■ **Challenge**
Carry none of the pictures over; write out the complete data exactly.

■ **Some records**

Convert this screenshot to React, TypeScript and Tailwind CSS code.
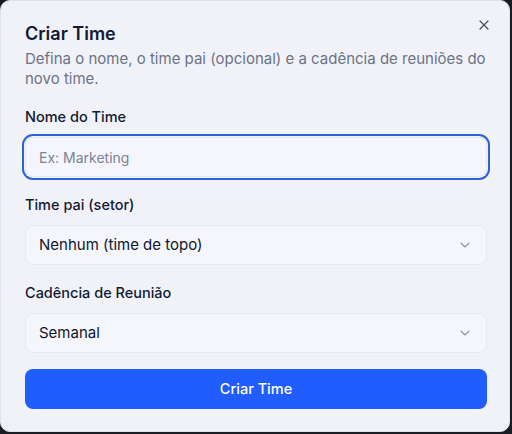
import { X, ChevronDown } from "lucide-react";

function Select({ value }: { value: string }) {
    return (
        <button className="flex h-10 w-full items-center justify-between rounded-lg border border-[#e4e8f1] bg-[#f4f6fc] pl-[13px] pr-[13px] text-left text-[15px] text-[#0f172a]">
            <span>{value}</span>
            <ChevronDown className="h-4 w-4 text-[#8a93a6]" strokeWidth={1.6} />
        </button>
    );
}

export default function App() {
    return (
        <div className="h-[434px] w-[512px] bg-[#1c1d22]" style={{ fontFamily: "Inter, 'Noto Sans', sans-serif" }}>
            <div className="relative flex h-[432px] w-[510px] flex-col rounded-[10px] border border-[#dfe3ec] bg-[#f0f2f8] pl-6 pr-[22px] pt-[21px]">
                <button className="absolute right-[17px] top-[16px] text-[#4b5262]">
                    <X className="h-4 w-4" strokeWidth={1.8} />
                </button>
                <h2 className="text-[18px] font-semibold leading-6 text-[#111a33]">Criar Time</h2>
                <p className="mt-[3px] text-[15px] leading-5 text-[#6b7285]">
                    Defina o nome, o time pai (opcional) e a cadência de reuniões do novo time.
                </p>
                <div className="mt-[18px] flex flex-col gap-[10px]">
                    <label className="text-[14.5px] font-medium leading-5 text-[#111a33]">Nome do Time</label>
                    <input
                        placeholder="Ex: Marketing"
                        className="h-10 w-full rounded-lg border border-[#e4e8f1] bg-[#f4f6fc] px-[13px] text-[14px] text-[#0f172a] outline-none ring-2 ring-[#2d62d6] ring-offset-1 ring-offset-[#f0f2f8] placeholder:text-[#7b8294]"
                    />
                </div>
                <div className="mt-[18px] flex flex-col gap-[10px]">
                    <label className="text-[14.5px] font-medium leading-5 text-[#111a33]">Time pai (setor)</label>
                    <Select value="Nenhum (time de topo)" />
                </div>
                <div className="mt-[18px] flex flex-col gap-[10px]">
                    <label className="text-[14.5px] font-medium leading-5 text-[#111a33]">Cadência de Reunião</label>
                    <Select value="Semanal" />
                </div>
                <button className="mt-[16px] h-10 w-full rounded-lg bg-[#215dfc] text-[14.5px] font-medium text-white">
                    Criar Time
                </button>
            </div>
        </div>
    );
}
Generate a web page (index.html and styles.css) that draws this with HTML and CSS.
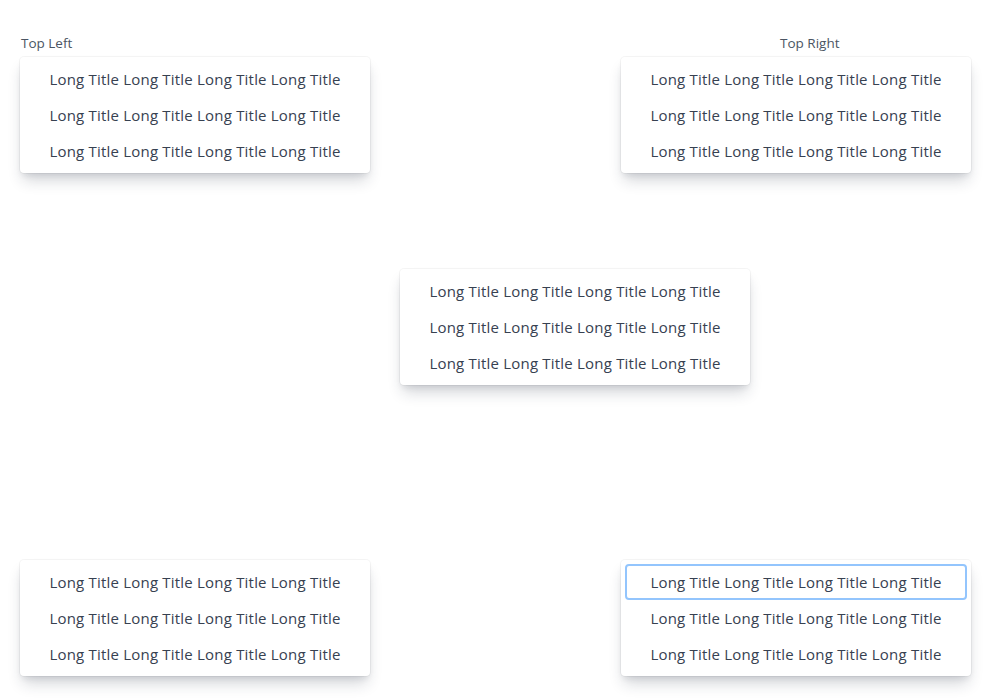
FILE: index.html
```html
<!DOCTYPE html>
<html>
<head>
<meta charset="utf-8">
<link rel="stylesheet" href="styles.css">
</head>
<body>
<div class="page">
  <div class="row top">
    <div class="block">
      <div class="label">Top Left</div>
      <div class="menu">
        <div class="item">Long Title Long Title Long Title Long Title</div>
        <div class="item">Long Title Long Title Long Title Long Title</div>
        <div class="item">Long Title Long Title Long Title Long Title</div>
      </div>
    </div>
    <div class="block">
      <div class="label label-right">Top Right</div>
      <div class="menu">
        <div class="item">Long Title Long Title Long Title Long Title</div>
        <div class="item">Long Title Long Title Long Title Long Title</div>
        <div class="item">Long Title Long Title Long Title Long Title</div>
      </div>
    </div>
  </div>
  <div class="row middle">
    <div class="menu">
      <div class="item">Long Title Long Title Long Title Long Title</div>
      <div class="item">Long Title Long Title Long Title Long Title</div>
      <div class="item">Long Title Long Title Long Title Long Title</div>
    </div>
  </div>
  <div class="row bottom">
    <div class="menu">
      <div class="item">Long Title Long Title Long Title Long Title</div>
      <div class="item">Long Title Long Title Long Title Long Title</div>
      <div class="item">Long Title Long Title Long Title Long Title</div>
    </div>
    <div class="menu">
      <div class="item item-focus">Long Title Long Title Long Title Long Title</div>
      <div class="item">Long Title Long Title Long Title Long Title</div>
      <div class="item">Long Title Long Title Long Title Long Title</div>
    </div>
  </div>
</div>
</body>
</html>
```
FILE: styles.css
```css
html, body {
  margin: 0;
  padding: 0;
  background: #ffffff;
}
body {
  font-family: "Open Sans", "Noto Sans", sans-serif;
  color: #374151;
}
.page {
  width: 991px;
  height: 700px;
  padding: 33px 20px 0 20px;
  box-sizing: border-box;
  display: flex;
  flex-direction: column;
}
.row {
  display: flex;
  justify-content: space-between;
  align-items: flex-start;
}
.label {
  font-size: 13.5px;
  line-height: 20px;
  font-weight: 500;
  color: #4b5563;
  padding-left: 1px;
  margin-bottom: 4px;
}
.label-right {
  padding-left: 159px;
}
.menu {
  width: 350px;
  padding: 4px;
  box-sizing: border-box;
  background: #fff;
  border-radius: 4px;
  box-shadow: 0 0 0 1px rgba(0,0,0,0.04), 0 10px 15px -3px rgba(30,41,59,0.2), 0 4px 6px -2px rgba(30,41,59,0.1);
}
.item {
  height: 36px;
  line-height: 37px;
  font-size: 15px;
  letter-spacing: 0.2px;
  text-align: center;
  white-space: nowrap;
  color: #374151;
  border-radius: 4px;
  box-sizing: border-box;
}
.item-focus {
  border: 2px solid #93c5fd;
  line-height: 33px;
}
.middle {
  margin-top: 96px;
  padding-left: 380px;
}
.bottom {
  margin-top: auto;
  margin-bottom: 24px;
}
```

■ **Written response**
Convert this screenshot to React, TypeScript and Tailwind CSS code.
import { X, ChevronDown } from "lucide-react";

function Select({ value }: { value: string }) {
    return (
        <button className="flex h-10 w-full items-center justify-between rounded-lg border border-[#e4e8f1] bg-[#f4f6fc] pl-[13px] pr-[13px] text-left text-[15px] text-[#0f172a]">
            <span>{value}</span>
            <ChevronDown className="h-4 w-4 text-[#8a93a6]" strokeWidth={1.6} />
        </button>
    );
}

export default function App() {
    return (
        <div className="h-[434px] w-[512px] bg-[#1c1d22]" style={{ fontFamily: "Inter, 'Noto Sans', sans-serif" }}>
            <div className="relative flex h-[432px] w-[510px] flex-col rounded-[10px] border border-[#dfe3ec] bg-[#f0f2f8] pl-6 pr-[22px] pt-[21px]">
                <button className="absolute right-[17px] top-[16px] text-[#4b5262]">
                    <X className="h-4 w-4" strokeWidth={1.8} />
                </button>
                <h2 className="text-[18px] font-semibold leading-6 text-[#111a33]">Criar Time</h2>
                <p className="mt-[3px] text-[15px] leading-5 text-[#6b7285]">
                    Defina o nome, o time pai (opcional) e a cadência de reuniões do novo time.
                </p>
                <div className="mt-[18px] flex flex-col gap-[10px]">
                    <label className="text-[14.5px] font-medium leading-5 text-[#111a33]">Nome do Time</label>
                    <input
                        placeholder="Ex: Marketing"
                        className="h-10 w-full rounded-lg border border-[#e4e8f1] bg-[#f4f6fc] px-[13px] text-[14px] text-[#0f172a] outline-none ring-2 ring-[#2d62d6] ring-offset-1 ring-offset-[#f0f2f8] placeholder:text-[#7b8294]"
                    />
                </div>
                <div className="mt-[18px] flex flex-col gap-[10px]">
                    <label className="text-[14.5px] font-medium leading-5 text-[#111a33]">Time pai (setor)</label>
                    <Select value="Nenhum (time de topo)" />
                </div>
                <div className="mt-[18px] flex flex-col gap-[10px]">
                    <label className="text-[14.5px] font-medium leading-5 text-[#111a33]">Cadência de Reunião</label>
                    <Select value="Semanal" />
                </div>
                <button className="mt-[16px] h-10 w-full rounded-lg bg-[#215dfc] text-[14.5px] font-medium text-white">
                    Criar Time
                </button>
            </div>
        </div>
    );
}
Generate a web page (index.html and styles.css) that draws this with HTML and CSS.
FILE: index.html
```html
<!DOCTYPE html>
<html>
<head>
<meta charset="utf-8">
<link rel="stylesheet" href="styles.css">
</head>
<body>
<div class="page">
  <div class="row top">
    <div class="block">
      <div class="label">Top Left</div>
      <div class="menu">
        <div class="item">Long Title Long Title Long Title Long Title</div>
        <div class="item">Long Title Long Title Long Title Long Title</div>
        <div class="item">Long Title Long Title Long Title Long Title</div>
      </div>
    </div>
    <div class="block">
      <div class="label label-right">Top Right</div>
      <div class="menu">
        <div class="item">Long Title Long Title Long Title Long Title</div>
        <div class="item">Long Title Long Title Long Title Long Title</div>
        <div class="item">Long Title Long Title Long Title Long Title</div>
      </div>
    </div>
  </div>
  <div class="row middle">
    <div class="menu">
      <div class="item">Long Title Long Title Long Title Long Title</div>
      <div class="item">Long Title Long Title Long Title Long Title</div>
      <div class="item">Long Title Long Title Long Title Long Title</div>
    </div>
  </div>
  <div class="row bottom">
    <div class="menu">
      <div class="item">Long Title Long Title Long Title Long Title</div>
      <div class="item">Long Title Long Title Long Title Long Title</div>
      <div class="item">Long Title Long Title Long Title Long Title</div>
    </div>
    <div class="menu">
      <div class="item item-focus">Long Title Long Title Long Title Long Title</div>
      <div class="item">Long Title Long Title Long Title Long Title</div>
      <div class="item">Long Title Long Title Long Title Long Title</div>
    </div>
  </div>
</div>
</body>
</html>
```
FILE: styles.css
```css
html, body {
  margin: 0;
  padding: 0;
  background: #ffffff;
}
body {
  font-family: "Open Sans", "Noto Sans", sans-serif;
  color: #374151;
}
.page {
  width: 991px;
  height: 700px;
  padding: 33px 20px 0 20px;
  box-sizing: border-box;
  display: flex;
  flex-direction: column;
}
.row {
  display: flex;
  justify-content: space-between;
  align-items: flex-start;
}
.label {
  font-size: 13.5px;
  line-height: 20px;
  font-weight: 500;
  color: #4b5563;
  padding-left: 1px;
  margin-bottom: 4px;
}
.label-right {
  padding-left: 159px;
}
.menu {
  width: 350px;
  padding: 4px;
  box-sizing: border-box;
  background: #fff;
  border-radius: 4px;
  box-shadow: 0 0 0 1px rgba(0,0,0,0.04), 0 10px 15px -3px rgba(30,41,59,0.2), 0 4px 6px -2px rgba(30,41,59,0.1);
}
.item {
  height: 36px;
  line-height: 37px;
  font-size: 15px;
  letter-spacing: 0.2px;
  text-align: center;
  white-space: nowrap;
  color: #374151;
  border-radius: 4px;
  box-sizing: border-box;
}
.item-focus {
  border: 2px solid #93c5fd;
  line-height: 33px;
}
.middle {
  margin-top: 96px;
  padding-left: 380px;
}
.bottom {
  margin-top: auto;
  margin-bottom: 24px;
}
```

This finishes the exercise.